Treatment Index variable

the previous previous version of this MR assumed that Dependencies._column_loc would operate in a vectorized fashion. However, instead of implmenenting, we decided to also rollback the type hints, meaning that essentially we will work with single element access.

The migration guide, or in this blogpost for a more detailed fashion discuss about polars not implementing indices. This in essence means that when doing random access of a single element, access cannot be fast per se as the whole data has to be searched: From my basic understanding I think that taking the value of a given index would be O(1), but finding the index of a given value would then be O(N). This SOV post recommended to maintain a dict. I do not know much about how dicts are implemented, I would have thought that they use red-black tree or b-trees, but on the internet they say that they are hash tables. So I am unsure whether this is the best implementation but I have used a normal python dict for now. Sorry for being lengthy, but this is also the reason why pyarrow random access fails.

I am currently maintaining the index as a variable Dependencies._idx and a private method Dependencis_update_idx. It actually contains sth. like {'file0.wav': 0, "file1.wav": 1}, then one can use and then use sth. like df.row(self._idx[file]) to locate elements. As many of the benchmark methods operate through Dependencies._column_loc, all of these are affected.

use pl.update often with "outer join"

When actually adding or changing data, I have refactored the slow methods using pl.update. This api is unstable though, and one would expect it to break at some time later.

For the methods where polars was fast in the first place I have not done so. So this is a little inconsistent.

__str__

__str__ had been slow with polars default settings. I have tweaked these to become slow, but tried to stay with the 15 lines of output that pandas uses.

Further comments

method pandas polars winner factor
Dependencies.call() 0.000 0.000 polars 2.667
Dependencies.contains(10000 files) 0.003 0.002 polars 2.005
Dependencies.__get_item__(10000 files) 0.648 0.013 polars 50.382
Dependencies.len() 0.000 0.000 pandas 1.300
Dependencies.str() 0.004 0.000 polars 24.677
Dependencies._add_attachment() 0.171 0.104 polars 1.645
Dependencies._add_media(10000 files) 0.073 0.008 polars 9.589
Dependencies._add_meta() 0.127 0.100 polars 1.260
Dependencies._drop() 0.118 0.021 polars 5.628
Dependencies._remove() 0.067 0.002 polars 39.324
Dependencies._update_media() 0.142 0.066 polars 2.148
Dependencies._update_media_version(10000 files) 0.021 0.016 polars 1.341
Dependencies.archive(10000 files) 0.045 0.014 polars 3.250
Dependencies.archives 0.145 0.151 pandas 1.045
Dependencies.attachment_ids 0.018 0.008 polars 2.375
Dependencies.attachments 0.017 0.008 polars 2.194
Dependencies.bit_depth(10000 files) 0.029 0.014 polars 2.031
Dependencies.channels(10000 files) 0.030 0.013 polars 2.224
Dependencies.checksum(10000 files) 0.030 0.014 polars 2.201
Dependencies.duration(10000 files) 0.028 0.014 polars 2.066
Dependencies.files 0.012 0.011 polars 1.040
Dependencies.format(10000 files) 0.033 0.014 polars 2.345
Dependencies.media 0.068 0.040 polars 1.702
Dependencies.removed(10000 files) 0.029 0.014 polars 2.118
Dependencies.removed_media 0.068 0.038 polars 1.809
Dependencies.sampling_rate(10000 files) 0.029 0.014 polars 2.102
Dependencies.table_ids 0.025 0.013 polars 1.927
Dependencies.tables 0.017 0.008 polars 2.166
Dependencies.type(10000 files) 0.028 0.014 polars 2.063
Dependencies.version(10000 files) 0.032 0.013 polars 2.372
hagenw commented 1 week ago

Great, thanks for your effort, now we can directly compare polars to our current solution. And it turns out that polars is indeed slightly faster (or much faster for Dependencies.__get_item__()).

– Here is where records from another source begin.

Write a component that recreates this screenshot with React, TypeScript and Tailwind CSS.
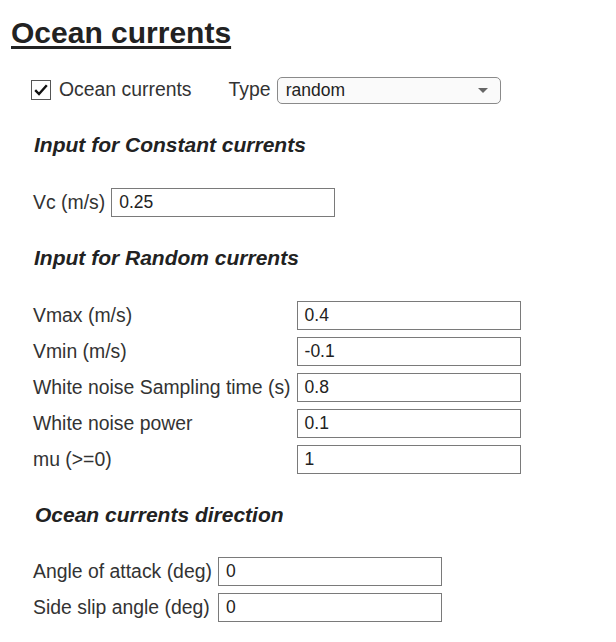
const Field = ({ value }: { value: string }) => (
  <div className="flex h-[29px] w-[224px] items-center border border-[#7a7a7a] bg-white pl-[7px] text-[17.5px] text-[#222]">
    {value}
  </div>
);

const Heading = ({ children, className }: { children: string; className: string }) => (
  <h3 className={`text-[21px] leading-[28px] font-bold italic text-[#222] ${className}`}>{children}</h3>
);

const Row = ({ label, value }: { label: string; value: string }) => (
  <>
    <span className="leading-[29px]">{label}</span>
    <Field value={value} />
  </>
);

export default function App() {
  return (
    <div className="min-h-[642px] w-[616px] bg-white pl-[11px] font-['Liberation_Sans',Arial,sans-serif] text-[19.4px] text-[#333]">
      <h1 className="pt-[16px] text-[30px] leading-[34px] font-bold text-[#222] underline decoration-[3px] underline-offset-[3px]">
        Ocean currents
      </h1>

      <div className="flex flex-col pl-[22px]">
        <div className="mt-[26px] flex h-[28px] items-center">
          <span className="ml-[-2px] flex h-[20px] w-[20px] items-center justify-center border border-[#555] bg-white">
            <svg viewBox="0 0 16 16" className="h-[16px] w-[16px]">
              <path d="M2.2 8.2 L6 12 L13.8 3.2" fill="none" stroke="#111" strokeWidth="2.4" />
            </svg>
          </span>
          <span className="ml-[8px]">Ocean currents</span>
          <span className="ml-[37px]">Type</span>
          <div className="ml-[6px] flex h-[27px] w-[224px] items-center justify-between rounded-[5px] border border-[#8a8a8a] bg-[#fafafa] pr-[12px] pl-[8px] text-[17.5px] text-[#222]">
            <span>random</span>
            <svg viewBox="0 0 10 5" className="h-[5px] w-[10px]">
              <path d="M0 0 H10 L5 5 Z" fill="#666" />
            </svg>
          </div>
        </div>

        <Heading className="mt-[27px] ml-[1px]">Input for Constant currents</Heading>

        <div className="mt-[29px] flex items-center gap-[6px]">
          <span>Vc (m/s)</span>
          <Field value="0.25" />
        </div>

        <Heading className="mt-[27px] ml-[1px]">Input for Random currents</Heading>

        <div className="mt-[29px] grid grid-cols-[auto_224px] items-center gap-x-[6px] gap-y-[7px] self-start">
          <Row label="Vmax (m/s)" value="0.4" />
          <Row label="Vmin (m/s)" value="-0.1" />
          <Row label="White noise Sampling time (s)" value="0.8" />
          <Row label="White noise power" value="0.1" />
          <Row label="mu (>=0)" value="1" />
        </div>

        <Heading className="mt-[27px] ml-[2px]">Ocean currents direction</Heading>

        <div className="mt-[28px] grid grid-cols-[auto_224px] items-center gap-x-[6px] gap-y-[7px] self-start">
          <Row label="Angle of attack (deg)" value="0" />
          <Row label="Side slip angle (deg)" value="0" />
        </div>
      </div>
    </div>
  );
}
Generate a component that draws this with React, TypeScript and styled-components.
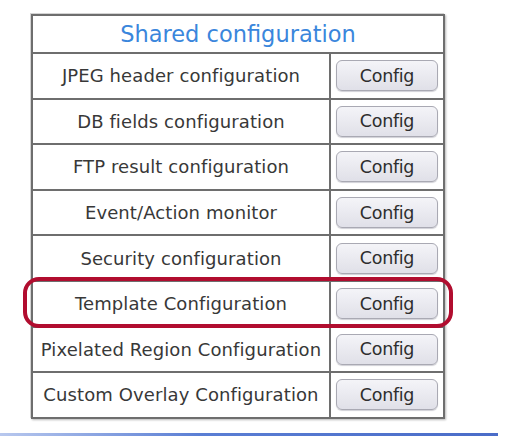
import React from 'react'
import styled, { createGlobalStyle } from 'styled-components'

const GlobalStyle = createGlobalStyle`
  html, body {
    margin: 0;
    padding: 0;
    background: #ffffff;
  }
  body {
    font-family: 'DejaVu Sans', Verdana, sans-serif;
  }
`

const Page = styled.div`
  width: 508px;
  height: 446px;
  padding-top: 14px;
  box-sizing: border-box;
`

const Frame = styled.div`
  position: relative;
  margin-left: 31px;
  width: 412px;
`

const Table = styled.table`
  width: 412px;
  border-collapse: collapse;
  border: 2px solid #6e6e6e;
  box-shadow: -1px -1px 0 #d4d4d4, 1px 1px 2px #b8b8b8;
  table-layout: fixed;
`

const Col = styled.col<{ $w: number }>`
  width: ${(p) => p.$w}px;
`

const HeaderCell = styled.th`
  height: 36px;
  padding: 0;
  border: 2px solid #6e6e6e;
  color: #3a86dc;
  font-weight: normal;
  font-size: 22.5px;
  text-align: center;
`

const LabelCell = styled.td`
  height: 43.6px;
  padding: 0;
  border: 2px solid #6e6e6e;
  color: #383838;
  font-size: 18px;
  letter-spacing: 0.1px;
  text-align: center;
  white-space: nowrap;
`

const ButtonCell = styled.td`
  padding: 0;
  border: 2px solid #6e6e6e;
  text-align: center;
`

const ConfigButton = styled.button`
  width: 102px;
  height: 31px;
  border: 1px solid #a9a9b3;
  border-radius: 6px;
  background: linear-gradient(#f4f4f8, #e0e0e8);
  box-shadow: 0 1px 1px #d0d0d6;
  font-family: 'DejaVu Sans', Verdana, sans-serif;
  font-size: 17.5px;
  letter-spacing: -0.3px;
  color: #2e2e2e;
  padding: 0;
  cursor: pointer;
`

const Highlight = styled.div`
  position: absolute;
  left: -8px;
  top: 263px;
  width: 430px;
  height: 51px;
  box-sizing: border-box;
  border: 4.5px solid #b10d2f;
  border-radius: 16px;
  pointer-events: none;
`

const Rule = styled.div`
  margin-top: 14px;
  width: 498px;
  height: 3px;
  background: linear-gradient(90deg, #b8c8ee, #5a7ed4 40%, #4a6cc8);
`

const rows = [
  'JPEG header configuration',
  'DB fields configuration',
  'FTP result configuration',
  'Event/Action monitor',
  'Security configuration',
  'Template Configuration',
  'Pixelated Region Configuration',
  'Custom Overlay Configuration',
]

export default function App() {
  return (
    <>
      <GlobalStyle />
      <Page>
        <Frame>
          <Table>
            <colgroup>
              <Col $w={298} />
              <Col $w={114} />
            </colgroup>
            <thead>
              <tr>
                <HeaderCell colSpan={2}>Shared configuration</HeaderCell>
              </tr>
            </thead>
            <tbody>
              {rows.map((label) => (
                <tr key={label}>
                  <LabelCell>{label}</LabelCell>
                  <ButtonCell>
                    <ConfigButton type="button">Config</ConfigButton>
                  </ButtonCell>
                </tr>
              ))}
            </tbody>
          </Table>
          <Highlight />
        </Frame>
        <Rule />
      </Page>
    </>
  )
}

There are a few points that need to be considered when switching to polars for handling dependencies:

I would propose, to not consider switching to polars for now, and first focus on a few other features. But it might indeed be a nice option to tackle at some point.

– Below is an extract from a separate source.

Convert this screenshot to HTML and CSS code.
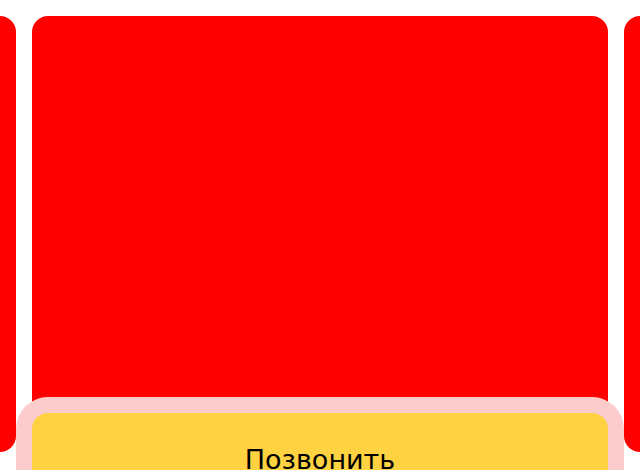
FILE: index.html
```html
<!DOCTYPE html>
<html lang="ru">
<head>
<meta charset="utf-8">
<link rel="stylesheet" href="styles.css">
</head>
<body>
<div class="page">
  <div class="carousel">
    <div class="card"></div>
    <div class="card"></div>
    <div class="card"></div>
  </div>
  <div class="action">
    <button class="call">Позвонить</button>
  </div>
</div>
</body>
</html>
```
FILE: styles.css
```css
html, body {
  margin: 0;
  padding: 0;
  background: #fff;
}
.page {
  position: relative;
  width: 640px;
  height: 470px;
  overflow: hidden;
  font-family: "DejaVu Sans", sans-serif;
}
.carousel {
  display: flex;
  justify-content: center;
  gap: 16px;
  padding-top: 16px;
}
.card {
  flex: 0 0 576px;
  height: 436px;
  background: #ff0000;
  border-radius: 16px;
}
.action {
  position: absolute;
  left: 16px;
  top: 397px;
  width: 576px;
  padding: 16px;
  background: #fccccc;
  border-radius: 32px;
}
.call {
  display: flex;
  justify-content: center;
  align-items: flex-start;
  width: 100%;
  height: 90px;
  border: none;
  border-radius: 16px;
  background: #ffd242;
  color: #000;
  font-family: "DejaVu Sans", sans-serif;
  font-size: 27px;
  line-height: 30px;
  padding: 32px 0 0;
  text-align: center;
}
```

I think it would make sense to merge this into the main branch for documentation purposes. Before doing so, could you also please update the requirements.txt file in the benchmarks/ folder, adding everything we need to run your scripts, and add the results to benchmarks/README.md.

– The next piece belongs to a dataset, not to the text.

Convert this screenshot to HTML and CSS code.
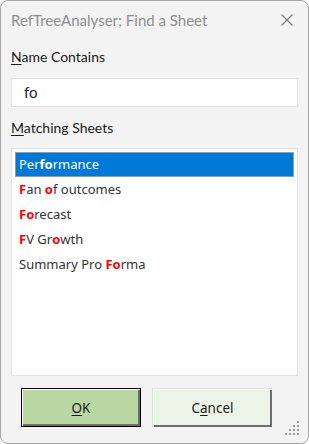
FILE: index.html
```html
<!DOCTYPE html>
<html>
<head>
<meta charset="utf-8">
<link rel="stylesheet" href="styles.css">
</head>
<body>
<div class="window">
  <div class="titlebar">
    <span class="title">RefTreeAnalyser; Find a Sheet</span>
    <svg class="close" width="12" height="12" viewBox="0 0 12 12"><path d="M0.5 0.5 L11.5 11.5 M11.5 0.5 L0.5 11.5" stroke="#7a7a7a" stroke-width="1.1" fill="none"/></svg>
  </div>
  <div class="content">
    <div class="label"><u>N</u>ame Contains</div>
    <div class="input">fo</div>
    <div class="label label2"><u>M</u>atching Sheets</div>
    <div class="list">
      <div class="item selected">Per<b>fo</b>rmance</div>
      <div class="item"><b class="hl">F</b>an <b class="hl">o</b>f outcomes</div>
      <div class="item"><b class="hl">Fo</b>recast</div>
      <div class="item"><b class="hl">F</b>V Gr<b class="hl">o</b>wth</div>
      <div class="item">Summary Pro <b class="hl">Fo</b>rma</div>
    </div>
    <div class="buttons">
      <div class="btn ok"><span><u>O</u>K</span></div>
      <div class="btn cancel"><span>C<u>a</u>ncel</span></div>
    </div>
  </div>
  <svg class="grip" width="14" height="14" viewBox="0 0 14 14" fill="#9a9a9a">
    <rect x="12" y="0" width="2" height="2"/>
    <rect x="8" y="4" width="2" height="2"/><rect x="12" y="4" width="2" height="2"/>
    <rect x="4" y="8" width="2" height="2"/><rect x="8" y="8" width="2" height="2"/><rect x="12" y="8" width="2" height="2"/>
    <rect x="0" y="12" width="2" height="2"/><rect x="4" y="12" width="2" height="2"/><rect x="8" y="12" width="2" height="2"/><rect x="12" y="12" width="2" height="2"/>
  </svg>
</div>
</body>
</html>
```
FILE: styles.css
```css
html, body {
  margin: 0;
  padding: 0;
  background: #ffffff;
}
.window {
  position: relative;
  box-sizing: border-box;
  width: 309px;
  height: 444px;
  background: #f3f3f3;
  border: 1px solid #a6a6a6;
  border-radius: 8px;
  overflow: hidden;
  font-family: "Noto Sans", "Open Sans", sans-serif;
}
.titlebar {
  height: 37px;
  display: flex;
  align-items: center;
  justify-content: space-between;
  padding: 0 15px 0 10px;
}
.title {
  font-family: "Lato", "Noto Sans", sans-serif;
  font-size: 15px;
  color: #8e8e8e;
}
.close {
  display: block;
}
.content {
  padding: 0 10px;
}
.label {
  margin-top: 10px;
  height: 18px;
  line-height: 18px;
  font-family: "Lato", "Noto Sans", sans-serif;
  font-size: 14px;
  color: #1a1a1a;
}
.label u {
  text-decoration-thickness: 1px;
  text-underline-offset: 2px;
}
.label2 {
  margin-top: 12px;
}
.input {
  margin-top: 12px;
  box-sizing: border-box;
  height: 29px;
  background: #ffffff;
  border: 1px solid #e3e3e3;
  padding-left: 12px;
  line-height: 26px;
  font-family: "Lato", "Noto Sans", sans-serif;
  font-size: 15px;
  color: #1c1c3a;
}
.list {
  margin-top: 11px;
  box-sizing: border-box;
  height: 228px;
  background: #ffffff;
  border: 1px solid #e3e3e3;
  padding: 3px;
}
.item {
  box-sizing: border-box;
  height: 25px;
  line-height: 23px;
  border: 1px solid transparent;
  padding-left: 3px;
  font-size: 13px;
  color: #333333;
}
.item b {
  font-weight: 700;
}
.item .hl {
  color: #ff0000;
}
.item.selected {
  background: #0078d7;
  border-color: #9a9a9a;
  color: #ffffff;
}
.buttons {
  margin-top: 12px;
  padding-left: 10px;
  display: flex;
  gap: 11px;
}
.btn {
  box-sizing: border-box;
  width: 120px;
  height: 39px;
  display: flex;
  align-items: center;
  justify-content: center;
  font-size: 13.5px;
  color: #1a1a1a;
}
.btn u {
  text-underline-offset: 2px;
}
.ok {
  background: #b8d7a2;
  border: 1px solid #000000;
  box-shadow: inset 1px 1px 0 #ffffff, inset -2px -2px 0 #6e6e6e;
}
.cancel {
  background: #ecf4e8;
  border-top: 1px solid #e0e0e0;
  border-left: 1px solid #e0e0e0;
  box-shadow: inset 1px 1px 0 #ffffff, inset -2px -2px 0 #6e6e6e;
}
.grip {
  position: absolute;
  right: 9px;
  bottom: 8px;
}
```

ChristianGeng commented 1 week ago

Great, thanks for your effort, now we can directly compare polars to our current solution. And it turns out that polars is indeed slightly faster (or much faster for Dependencies.__get_item__()).

There are a few points that need to be considered when switching to polars for handling dependencies:

  • it would add another dependency
  • we also need to see how performance of loading and saving parquet files is

I would propose, to not consider switching to polars for now, and first focus on a few other features. But it might indeed be a nice option to tackle at some point.

I also think that this is quite ambitious for now: it would necessitate to refactor all tests, so this is a larger decision. I have not tackled the loading and saving here: My understanding was that pyarrow will be used under the hood anyway, so I perceived the more interesting comparisons in this module. Should a follow up issue be created to achive this?

I think it would make sense to merge this into the main branch for documentation purposes. Before doing so, could you also please update the requirements.txt file in the benchmarks/ folder, adding everything we need to run your scripts, and add the results to benchmarks/README.md.

I have updated the requirements and the README. I also committed the script that I used to compare the analysis. In turn I have made the local utils.py obsolete.